By Judy Siegel TEL AVIV (January 31) - Israeli researchers have shown for the first time that it is possible
to differentiate between a male or female human embryo in the uterus from as early as 16 days after conception. The
team at Tel Aviv's Ichilov Hospital, headed by Dr. Yuval Yaron, said the level of serum HCG - the hormone tested to determine
whether a woman is pregnant - is higher in the mother when the embryo is female than when it is male. Until now,
researchers have shown that HCG is higher for female embryos only at three months' gestation, and thought the hormone results
from the embryo's own sex organs. However, the fact that the sex is detectible at only 16 days - when the embryo's
gonads and sex glands have not yet formed - indicates that the difference is genetic, apparently resulting from the female's
two X chromosomes compared to the male's single X chromosome. Yaron said the higher HCG level must be due to the way that
the placenta expresses proteins in female pregnancies and not to male hormones suppressing HCG in the mother's blood.
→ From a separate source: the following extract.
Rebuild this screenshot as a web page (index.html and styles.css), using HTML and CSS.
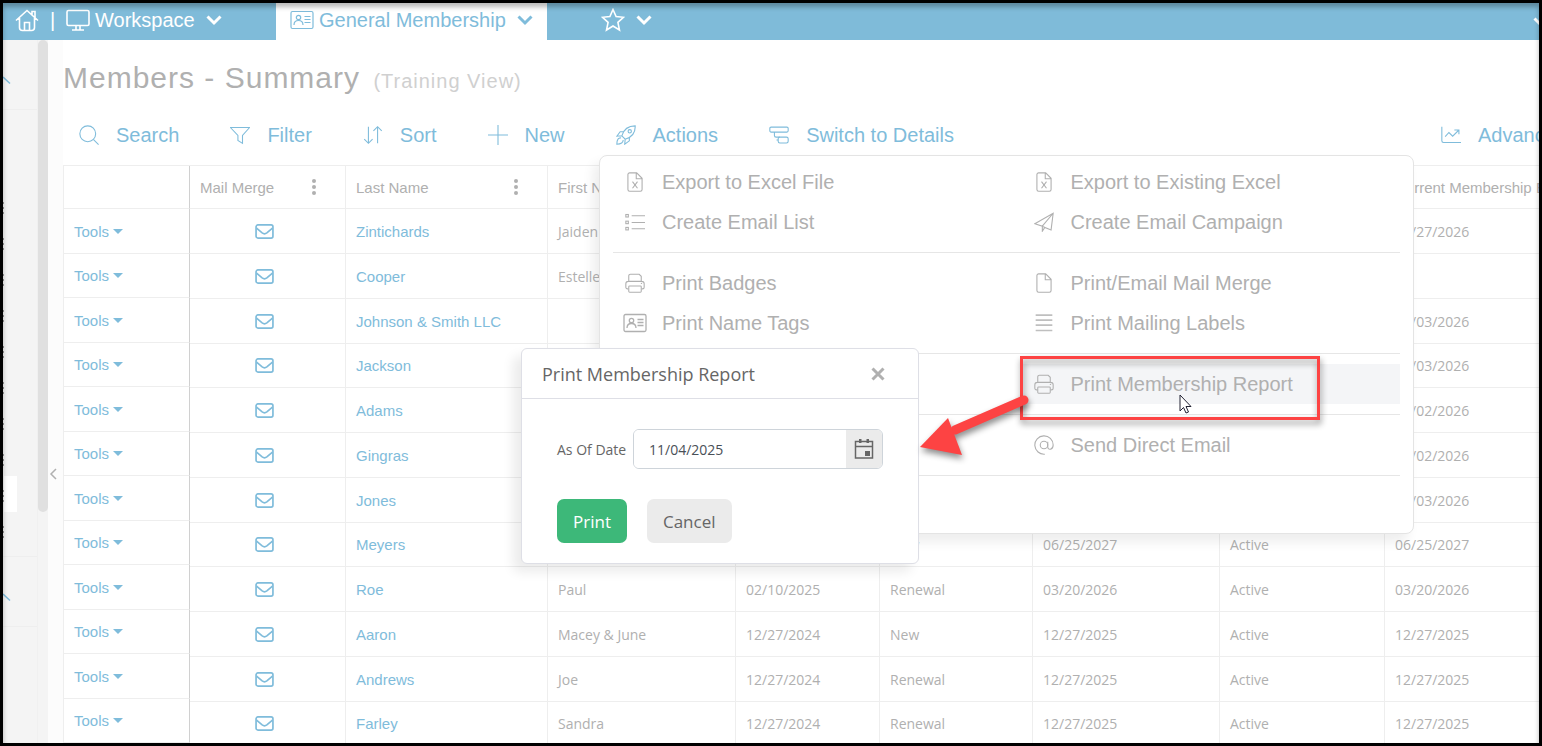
FILE: index.html
```html
<!DOCTYPE html>
<html lang="en">
<head>
    <meta charset="UTF-8">
    <meta name="viewport" content="width=device-width, initial-scale=1.0">
    <title>Members - Summary</title>
    <link rel="stylesheet" href="styles.css">
</head>
<body>
    <svg class="icon-defs" aria-hidden="true">
        <symbol id="i-home" viewBox="0 0 24 24"><path d="M1 12.5L12 2.5l11 10M4.500 10v9.500a3 3 0 0 0 3 3h9a3 3 0 0 0 3-3V10M9.500 22v-7.500h5V22M17 6.500V3.500h3v6"/></symbol>
        <symbol id="i-monitor" viewBox="0 0 24 24"><rect x="1" y="2.500" width="22" height="15" rx="1.500"/><path d="M10 18v4M14 18v4M6 22h12"/></symbol>
        <symbol id="i-card" viewBox="0 0 24 24"><rect x="1" y="3.500" width="22" height="17" rx="1.500"/><circle cx="8.500" cy="9.500" r="2.200"/><path d="M4 17c0-6 9-6 9 0M14.500 8.500h6M14.500 11.500h6M14.500 14.500h6"/></symbol>
        <symbol id="i-down" viewBox="0 0 16 16"><path d="M1.500 4.500L8 11l6.500-6.500"/></symbol>
        <symbol id="i-star" viewBox="0 0 24 24"><path d="M12 1.500l3.100 7 7.400.800-5.600 5 1.600 7.700L12 18l-6.500 4 1.600-7.700-5.600-5 7.400-.8z"/></symbol>
        <symbol id="i-search" viewBox="0 0 24 24"><circle cx="10.500" cy="10.500" r="9.500"/><path d="M17.500 17.500l6 6"/></symbol>
        <symbol id="i-filter" viewBox="0 0 24 24"><path d="M.500 3h23L15 12.500V22l-5.500-3.500v-6z"/></symbol>
        <symbol id="i-sort" viewBox="0 0 24 24"><path d="M6.500 2v20M1.500 17L6.500 22l5-5M17.500 22V2M12.500 7L17.500 2l5 5"/></symbol>
        <symbol id="i-plus" viewBox="0 0 24 24"><path d="M12 0v24M0 12h24"/></symbol>
        <symbol id="i-rocket" viewBox="0 0 24 24"><path d="M7 13C9 6 14 1 23 1 23.500 10 18 15 11 17zM9.500 8H5L1 13.500 7 13M16 14.500V19l-5.500 4 .500-6M6 15.500c-3-.5-5 2-5 7.500 5 0 8-2 7.500-5"/><circle cx="16.500" cy="7.500" r="2"/></symbol>
        <symbol id="i-switch" viewBox="0 0 24 24"><rect x="1" y="2.500" width="22" height="6" rx="1.500"/><rect x="11" y="14.500" width="12" height="7" rx="2"/><path d="M6.500 8.500v4a2 2 0 0 0 2 2H13M11 18H9"/></symbol>
        <symbol id="i-chart" viewBox="0 0 24 24"><path d="M1 2v17a2 2 0 0 0 2 2h21M5 14l4.500-5 4.500 4.500L21.500 6M16 6h5.500v5"/></symbol>
        <symbol id="i-excel" viewBox="0 0 24 24"><path d="M5.500 1h8.500l6.500 6.500V21a2 2 0 0 1-2 2h-13a2 2 0 0 1-2-2V3a2 2 0 0 1 2-2zM13.500 1v7h7M9 11.500l6 8M15 11.500l-6 8"/></symbol>
        <symbol id="i-page" viewBox="0 0 24 24"><path d="M5.500 1h8.500l6.500 6.500V21a2 2 0 0 1-2 2h-13a2 2 0 0 1-2-2V3a2 2 0 0 1 2-2zM13.500 1v7h7"/></symbol>
        <symbol id="i-list" viewBox="0 0 24 24"><rect x="1" y="3" width="3" height="3"/><rect x="1" y="11" width="3" height="3"/><rect x="1" y="18.500" width="3" height="3"/><path d="M8 4.500h16M8 12.500h16M8 20h16"/></symbol>
        <symbol id="i-plane" viewBox="0 0 24 24"><path d="M1 14L23 1.500 20.500 21.500 13 18.500 10 23V17zM23 1.500L10 17l3 1.500"/></symbol>
        <symbol id="i-printer" viewBox="0 0 24 24"><path d="M4.500 10V3.500a2 2 0 0 1 2-2h10.500l2.500 2.500v6M4 19H3a2 2 0 0 1-2-2v-4a3 3 0 0 1 3-3h16a3 3 0 0 1 3 3v4a2 2 0 0 1-2 2h-1"/><rect x="4.500" y="15.500" width="15" height="7.500" rx="1"/><path d="M19 12.500h1.500"/></symbol>
        <symbol id="i-lines" viewBox="0 0 24 24"><path d="M2 2.500h20M2 8.500h20M2 14.500h20M2 21h20"/></symbol>
        <symbol id="i-at" viewBox="0 0 24 24"><circle cx="12" cy="12" r="4.500"/><path d="M16.500 8v6.500c0 4 6.500 3.500 6.500-2.500A11 11 0 1 0 13 23"/></symbol>
        <symbol id="i-mail" viewBox="0 0 20 16"><rect x="1" y="1" width="18" height="14" rx="2"/><path d="M1.500 4.500l6 5c2 1.500 3 1.500 5 0l6-5"/></symbol>
        <symbol id="i-calendar" viewBox="0 0 20 20"><path d="M1.500 2.500h17v16.500h-17zM1.500 7.500h17"/><path d="M5 0h2.500v4H5zM12.500 0H15v4h-2.500zM11 12h5v5h-5z" fill="currentColor" stroke="none"/></symbol>
    </svg>

    <header class="topbar">
        <nav class="topbar-main">
            <a href="#" aria-label="Home"><svg class="icon icon-top"><use href="#i-home"/></svg></a>
            <span class="topbar-sep">|</span>
            <button class="top-button"><svg class="icon icon-top"><use href="#i-monitor"/></svg>Workspace<svg class="icon icon-down"><use href="#i-down"/></svg></button>
        </nav>
        <button class="top-button tab"><svg class="icon icon-top"><use href="#i-card"/></svg>General Membership<svg class="icon icon-down"><use href="#i-down"/></svg></button>
        <button class="top-button favorites" aria-label="Favorites"><svg class="icon icon-top"><use href="#i-star"/></svg><svg class="icon icon-down"><use href="#i-down"/></svg></button>
        <button class="top-button more" aria-label="More"><svg class="icon icon-down"><use href="#i-down"/></svg></button>
    </header>

    <div class="page">
        <aside class="sidebar">
            <div class="side-panels">
                <div class="side-panel side-panel-head"><svg class="side-chevron" viewBox="0 0 8 8"><path d="M0 1l7 6.500"/></svg></div>
                <div class="side-panel side-panel-list">
                    <div class="side-dots"></div>
                    <div class="side-item"></div>
                </div>
                <div class="side-panel side-panel-head"><svg class="side-chevron" viewBox="0 0 8 8"><path d="M0 1l7 6.500"/></svg></div>
            </div>
            <div class="scroll-thumb"></div>
        </aside>
        <button class="collapse" aria-label="Collapse"><svg viewBox="0 0 8 12"><path d="M7 1L2 6l5 5"/></svg></button>

        <main class="content">
            <h1>Members - Summary <small>(Training View)</small></h1>
            <div class="toolbar">
                <button><svg class="icon"><use href="#i-search"/></svg>Search</button>
                <button><svg class="icon"><use href="#i-filter"/></svg>Filter</button>
                <button><svg class="icon"><use href="#i-sort"/></svg>Sort</button>
                <button><svg class="icon"><use href="#i-plus"/></svg>New</button>
                <button><svg class="icon"><use href="#i-rocket"/></svg>Actions</button>
                <button><svg class="icon"><use href="#i-switch"/></svg>Switch to Details</button>
                <button class="advanced"><svg class="icon"><use href="#i-chart"/></svg>Advanced</button>
            </div>

            <div class="grid">
                <table class="grid-tools">
                    <thead><tr><th></th></tr></thead>
                    <tbody>
                        <tr><td><button>Tools</button></td></tr>
                        <tr><td><button>Tools</button></td></tr>
                        <tr><td><button>Tools</button></td></tr>
                        <tr><td><button>Tools</button></td></tr>
                        <tr><td><button>Tools</button></td></tr>
                        <tr><td><button>Tools</button></td></tr>
                        <tr><td><button>Tools</button></td></tr>
                        <tr><td><button>Tools</button></td></tr>
                        <tr><td><button>Tools</button></td></tr>
                        <tr><td><button>Tools</button></td></tr>
                        <tr><td><button>Tools</button></td></tr>
                        <tr><td><button>Tools</button></td></tr>
                    </tbody>
                </table>
                <table class="grid-data">
                    <colgroup>
                        <col class="col-mail"><col class="col-last"><col class="col-first"><col class="col-joined"><col class="col-type"><col class="col-expires"><col class="col-status"><col class="col-current">
                    </colgroup>
                    <thead>
                        <tr>
                            <th><div class="th-inner">Mail Merge<span class="dots"></span></div></th>
                            <th><div class="th-inner">Last Name<span class="dots"></span></div></th>
                            <th>First Name</th>
                            <th></th>
                            <th></th>
                            <th></th>
                            <th></th>
                            <th>Current Membership Expires</th>
                        </tr>
                    </thead>
                    <tbody>
                        <tr><td class="mail"><svg><use href="#i-mail"/></svg></td><td><a href="#">Zintichards</a></td><td>Jaiden</td><td></td><td></td><td></td><td></td><td>12/27/2026</td></tr>
                        <tr><td class="mail"><svg><use href="#i-mail"/></svg></td><td><a href="#">Cooper</a></td><td>Estelle</td><td></td><td></td><td></td><td></td><td></td></tr>
                        <tr><td class="mail"><svg><use href="#i-mail"/></svg></td><td><a href="#">Johnson &amp; Smith LLC</a></td><td></td><td></td><td></td><td></td><td></td><td>11/03/2026</td></tr>
                        <tr><td class="mail"><svg><use href="#i-mail"/></svg></td><td><a href="#">Jackson</a></td><td></td><td></td><td></td><td></td><td></td><td>11/03/2026</td></tr>
                        <tr><td class="mail"><svg><use href="#i-mail"/></svg></td><td><a href="#">Adams</a></td><td></td><td></td><td></td><td></td><td></td><td>11/02/2026</td></tr>
                        <tr><td class="mail"><svg><use href="#i-mail"/></svg></td><td><a href="#">Gingras</a></td><td></td><td></td><td></td><td></td><td></td><td>11/02/2026</td></tr>
                        <tr><td class="mail"><svg><use href="#i-mail"/></svg></td><td><a href="#">Jones</a></td><td></td><td></td><td></td><td></td><td></td><td>11/03/2026</td></tr>
                        <tr><td class="mail"><svg><use href="#i-mail"/></svg></td><td><a href="#">Meyers</a></td><td></td><td></td><td>New</td><td>06/25/2027</td><td>Active</td><td>06/25/2027</td></tr>
                        <tr><td class="mail"><svg><use href="#i-mail"/></svg></td><td><a href="#">Roe</a></td><td>Paul</td><td>02/10/2025</td><td>Renewal</td><td>03/20/2026</td><td>Active</td><td>03/20/2026</td></tr>
                        <tr><td class="mail"><svg><use href="#i-mail"/></svg></td><td><a href="#">Aaron</a></td><td>Macey &amp; June</td><td>12/27/2024</td><td>New</td><td>12/27/2025</td><td>Active</td><td>12/27/2025</td></tr>
                        <tr><td class="mail"><svg><use href="#i-mail"/></svg></td><td><a href="#">Andrews</a></td><td>Joe</td><td>12/27/2024</td><td>Renewal</td><td>12/27/2025</td><td>Active</td><td>12/27/2025</td></tr>
                        <tr><td class="mail"><svg><use href="#i-mail"/></svg></td><td><a href="#">Farley</a></td><td>Sandra</td><td>12/27/2024</td><td>Renewal</td><td>12/27/2025</td><td>Active</td><td>12/27/2025</td></tr>
                    </tbody>
                </table>
            </div>
        </main>
    </div>

    <div class="actions-menu">
        <div class="menu-group">
            <button><svg class="icon"><use href="#i-excel"/></svg>Export to Excel File</button>
            <button><svg class="icon"><use href="#i-excel"/></svg>Export to Existing Excel</button>
            <button><svg class="icon"><use href="#i-list"/></svg>Create Email List</button>
            <button><svg class="icon"><use href="#i-plane"/></svg>Create Email Campaign</button>
        </div>
        <div class="menu-group">
            <button><svg class="icon"><use href="#i-printer"/></svg>Print Badges</button>
            <button><svg class="icon"><use href="#i-page"/></svg>Print/Email Mail Merge</button>
            <button><svg class="icon icon-card"><use href="#i-card"/></svg>Print Name Tags</button>
            <button><svg class="icon icon-lines"><use href="#i-lines"/></svg>Print Mailing Labels</button>
        </div>
        <div class="menu-group">
            <button class="right active"><svg class="icon"><use href="#i-printer"/></svg>Print Membership Report</button>
        </div>
        <div class="menu-group">
            <button class="right"><svg class="icon"><use href="#i-at"/></svg>Send Direct Email</button>
        </div>
        <div class="menu-group"></div>
    </div>

    <form class="dialog" role="dialog" aria-labelledby="dialog-title">
        <div class="dialog-header">
            <h2 id="dialog-title">Print Membership Report</h2>
            <button type="button" class="close" aria-label="Close"><svg viewBox="0 0 14 14"><path d="M1.500 1.500l11 11M12.500 1.500l-11 11"/></svg></button>
        </div>
        <div class="dialog-body">
            <div class="field">
                <label for="as-of-date">As Of Date</label>
                <div class="date-box">
                    <input type="text" id="as-of-date" value="11/04/2025">
                    <button type="button" aria-label="Open calendar"><svg><use href="#i-calendar"/></svg></button>
                </div>
            </div>
            <div class="dialog-buttons">
                <button type="button" class="print">Print</button>
                <button type="button" class="cancel">Cancel</button>
            </div>
        </div>
    </form>

    <div class="callout"></div>
    <svg class="arrow" viewBox="0 0 120 70" aria-hidden="true">
        <path d="M109 13L40 43" stroke="#fd4343" stroke-width="9" stroke-linecap="round"/>
        <path d="M5 60L33 31 47 68z" fill="#fd4343"/>
    </svg>
    <svg class="pointer" viewBox="0 0 13 20" aria-hidden="true">
        <path d="M1 1v16l3.500-3.500 2.500 5.500 2.500-1-2.500-5.500H12z" fill="#fff" stroke="#223" stroke-width="1"/>
    </svg>
</body>
</html>
```

FILE: styles.css
```css
* {
    box-sizing: border-box;
}
body {
    position: relative;
    display: flex;
    flex-direction: column;
    height: 100vh;
    margin: 0;
    border: 3px solid #000;
    overflow: hidden;
    background-color: #fff;
    color: #b0b0b0;
    font-family: Arial, "Liberation Sans", sans-serif;
    font-size: 15px;
}
/* inner shadow of the frame */
body::after {
    content: "";
    position: absolute;
    inset: 0;
    box-shadow: inset 0 4px 5px rgba(0, 0, 0, .28);
    pointer-events: none;
}
button {
    padding: 0;
    border: none;
    background: none;
    color: inherit;
    font: inherit;
    white-space: nowrap;
    cursor: pointer;
}
a {
    color: #7fbcdb;
    text-decoration: none;
}
svg {
    display: block;
    flex: none;
    fill: none;
    stroke: currentColor;
}
.icon-defs {
    position: absolute;
    width: 0;
    height: 0;
}
.icon {
    width: 20px;
    height: 20px;
    stroke-width: 1.3;
}

/* top bar */
.topbar {
    display: flex;
    flex: none;
    height: 37px;
    background-color: #7fbbd9;
    color: #fff;
    font-size: 20px;
}
.topbar a {
    color: #fff;
}
.topbar-main {
    display: flex;
    align-items: center;
    width: 273px;
    padding: 0 0 3px 12px;
}
.topbar-sep {
    width: 27px;
    text-align: center;
}
.icon-top {
    width: 24px;
    height: 24px;
    stroke-width: 1.6;
}
.icon-down {
    width: 16px;
    height: 16px;
    margin-left: 6px;
    stroke-width: 3;
}
.top-button {
    display: flex;
    align-items: center;
    gap: 5px;
}
.tab {
    width: 271px;
    padding: 0 0 3px 14px;
    background-color: #fff;
    color: #7fbcdb;
}
.tab .icon-top {
    stroke-width: 1.2;
}
.favorites {
    padding: 0 0 3px 54px;
}
.more {
    margin-left: auto;
    margin-right: -10px;
}

/* left side */
.page {
    display: flex;
    flex: 1;
    min-height: 0;
}
.sidebar {
    display: flex;
    flex: none;
    width: 45px;
    background-color: #f4f4f4;
}
.side-panels {
    width: 35px;
    border-right: 1px solid #f0f0f0;
}
.side-panel {
    border-bottom: 1px solid #eee;
}
.side-panel-head {
    height: 70px;
    padding-top: 36px;
}
.side-panel-list {
    display: flex;
    align-items: flex-start;
    height: 447px;
}
.side-dots {
    width: 1px;
    height: 360px;
    margin-top: 80px;
    background-image: linear-gradient(transparent 12px, #999 12px, #999 14px, transparent 14px, transparent 17px, #999 17px, #999 19px, transparent 19px, transparent 22px, #999 22px, #999 24px, transparent 24px);
    background-size: 1px 36px;
}
.side-item {
    width: 13px;
    height: 36px;
    margin-top: 366px;
    background-color: #fff;
}
.side-chevron {
    width: 8px;
    height: 8px;
    color: #7fbcdb;
    stroke-width: 1.5;
}
.scroll-thumb {
    width: 10px;
    height: 472px;
    border-radius: 5px;
    background-color: #e0e0e0;
}
.collapse {
    display: flex;
    align-items: flex-start;
    flex: none;
    width: 15px;
    padding: 428px 0 0 1px;
    background-color: #fcfcfc;
}
.collapse svg {
    width: 8px;
    height: 12px;
    stroke-width: 1.5;
}

/* content */
.content {
    flex: 1;
    min-width: 0;
    padding-top: 18px;
    overflow: hidden;
}
h1 {
    margin: 0 0 17px;
    font-size: 30px;
    font-weight: normal;
    line-height: 40px;
    letter-spacing: 1px;
}
h1 small {
    margin-left: 4px;
    color: #d0d0d0;
    font-size: 20px;
    line-height: 20px;
}
.toolbar {
    display: flex;
    gap: 51px;
    height: 40px;
    margin-bottom: 10px;
    padding-left: 16px;
    color: #7fbcdb;
    font-size: 20px;
}
.toolbar button {
    display: flex;
    align-items: center;
    gap: 17px;
}
.toolbar .advanced {
    margin-left: auto;
    margin-right: -28px;
}

/* member grid */
.grid {
    display: flex;
    align-items: flex-start;
}
table {
    flex: none;
    table-layout: fixed;
    border-spacing: 0;
    border-top: 1px solid #eee;
}
th, td {
    height: 45px;
    padding: 0 10px;
    border-right: 1px solid #eee;
    border-bottom: 1px solid #eee;
    text-align: left;
    white-space: nowrap;
}
th {
    height: 43px;
    font-weight: normal;
}
.grid-tools {
    width: 127px;
    border-left: 1px solid #eee;
}
.grid-tools th, .grid-tools td {
    border-right-color: #d0d0d0;
}
.grid-tools tbody tr:nth-child(even) td {
    height: 44px;
}
.grid-tools button {
    display: flex;
    align-items: center;
    gap: 4px;
    color: #7fbcdb;
}
.grid-tools button::after {
    content: "";
    border: 5px solid transparent;
    border-top-color: #7fbcdb;
    border-bottom: none;
}
.grid-data {
    width: 1415px;
}
.grid-data tbody tr:nth-child(4n) td {
    height: 44px;
}
.grid-data td {
    font-family: "Segoe UI", "Open Sans", sans-serif;
    font-size: 14px;
}
.grid-data td a {
    font-family: Arial, "Liberation Sans", sans-serif;
    font-size: 15px;
}
.col-mail { width: 156px; }
.col-last { width: 202px; }
.col-first { width: 188px; }
.col-joined { width: 144px; }
.col-type { width: 153px; }
.col-expires { width: 187px; }
.col-status { width: 165px; }
.col-current { width: 220px; }
.th-inner {
    display: flex;
    align-items: center;
    justify-content: space-between;
    padding-right: 19px;
}
.dots, .dots::before, .dots::after {
    width: 4px;
    height: 4px;
    border-radius: 2px;
    background-color: #b0b0b0;
}
.dots {
    position: relative;
}
.dots::before, .dots::after {
    content: "";
    position: absolute;
    top: -6px;
}
.dots::after {
    top: 6px;
}
.mail svg {
    width: 19px;
    height: 15px;
    margin-left: 55px;
    color: #7fbcdb;
    stroke-width: 1.8;
}

/* actions menu */
.actions-menu {
    position: absolute;
    top: 152px;
    left: 596px;
    width: 815px;
    padding: 6px 13px 7px;
    border: 1px solid #e4e4e4;
    border-radius: 8px;
    background-color: #fff;
    box-shadow: -6px 8px 12px rgba(0, 0, 0, .07);
    font-size: 20px;
}
.menu-group {
    display: grid;
    grid-template-columns: 1fr 1fr;
    column-gap: 30px;
}
.menu-group + .menu-group {
    min-height: 51px;
    margin-top: 10px;
    padding-top: 10px;
    border-top: 1px solid #e6e6e6;
}
.menu-group button {
    display: flex;
    align-items: center;
    gap: 17px;
    height: 40px;
    padding-left: 12px;
}
.menu-group .right {
    grid-column: 2;
}
.menu-group .active {
    background-color: #f4f5f7;
}
.icon-card {
    width: 24px;
    height: 24px;
    margin: 0 -2px;
}
.icon-lines {
    stroke-width: 2;
    opacity: .8;
}

/* dialog */
.dialog {
    position: absolute;
    top: 345px;
    left: 518px;
    width: 398px;
    border: 1px solid #dedfe6;
    border-radius: 6px;
    background-color: #fff;
    box-shadow: -8px 8px 12px rgba(0, 0, 0, .08);
    color: #666;
    font-family: "Segoe UI", "Open Sans", sans-serif;
    font-size: 14px;
}
.dialog-header {
    display: flex;
    align-items: center;
    justify-content: space-between;
    height: 50px;
    padding: 0 33px 0 20px;
    border-bottom: 1px solid #dedfe6;
}
.dialog-header h2 {
    margin: 0;
    font-size: 18px;
    font-weight: normal;
    line-height: 24px;
}
.close svg {
    width: 14px;
    height: 14px;
    color: #b0b0b0;
    stroke-width: 3;
}
.dialog-body {
    padding: 30px 35px 20px;
}
.field {
    display: flex;
    align-items: center;
    justify-content: space-between;
    margin-bottom: 30px;
}
.date-box {
    display: flex;
    width: 250px;
    height: 40px;
    border: 1px solid #ced4da;
    border-radius: 6px;
    overflow: hidden;
}
.date-box input {
    flex: 1;
    min-width: 0;
    padding: 0 15px;
    border: none;
    outline: none;
    color: #495057;
    font: inherit;
}
.date-box button {
    display: flex;
    align-items: center;
    justify-content: center;
    width: 36px;
    background-color: #ebebeb;
}
.date-box svg {
    width: 20px;
    height: 20px;
    stroke-width: 1.5;
}
.dialog-buttons {
    display: flex;
    gap: 20px;
    font-size: 17px;
}
.dialog-buttons button {
    height: 44px;
    padding: 0 16px;
    border-radius: 7px;
}
.dialog-buttons .print {
    background-color: #3db879;
    color: #fff;
}
.dialog-buttons .cancel {
    background-color: #ebebeb;
}

/* annotations */
.callout {
    position: absolute;
    top: 353px;
    left: 1017px;
    width: 300px;
    height: 64px;
    border: 3px solid #fd4343;
    filter: drop-shadow(1px 4px 3px rgba(0, 0, 0, .45));
}
.arrow {
    position: absolute;
    top: 384px;
    left: 912px;
    width: 120px;
    height: 70px;
    overflow: visible;
    stroke: none;
    filter: drop-shadow(1px 4px 3px rgba(0, 0, 0, .45));
}
.pointer {
    position: absolute;
    top: 391px;
    left: 1176px;
    width: 13px;
    height: 20px;
}
```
The Ichilov team's discovery was published in the latest issue of Europe's leading reproductive medicine journal, Human
Reproduction, which is published in England. Yaron, who wrote the article along with Ofer Lehavi, Avi Orr-Urtreger,
Ilan Gull, Joseph B. Lesssing, Ami Amit and Dalit Ben-Yosef, told The Jerusalem Post that he "stumbled upon" the
discovery. "We were looking for how early one could see the difference in HCG and what causes the difference," he
said. Knowing the sex of an embryo so early could be important in screening those affected by sex-linked genetic diseases
such as Duchenne's muscular dystrophy, hemophilia, various metabolic disorders, and types of mental retardation, most of which
occur in boys because they are linked to the Y chromosome. However, Yaron insisted that even if an embryo produced
by a couple with a history of such genetic diseases were found to be male, there would be a 50 percent chance that the baby
would be unaffected, thus the test could not be the basis for an abortion. In 1965, researchers S. Brody and G.
Carlstrom determined that HCG levels are higher in women bearing female babies during the third trimester of pregnancy. But
until Yaron's work, which involves complicated mathematical calculations, no one was able to show this any earlier than the
third month of pregnancy. HCG's role at the beginning of pregnancy is to maintain the function of the corpus luteum - a temporary
structure formed in the ovary after an egg is shed that produces estrogen and progesterone until the placenta can take over
their production. In the new research, the levels of maternal serum HCG was found to be nearly a fifth higher if
the woman is carrying a girl than if she is carrying a boy - but the condition is that the exact day of conception must be
known. If the date is off even 24 hours, the results are not relevant said Yaron, a gynecologist, geneticist, and director
of the prenatal genetic diagnosis unit in the hospital's genetic institute.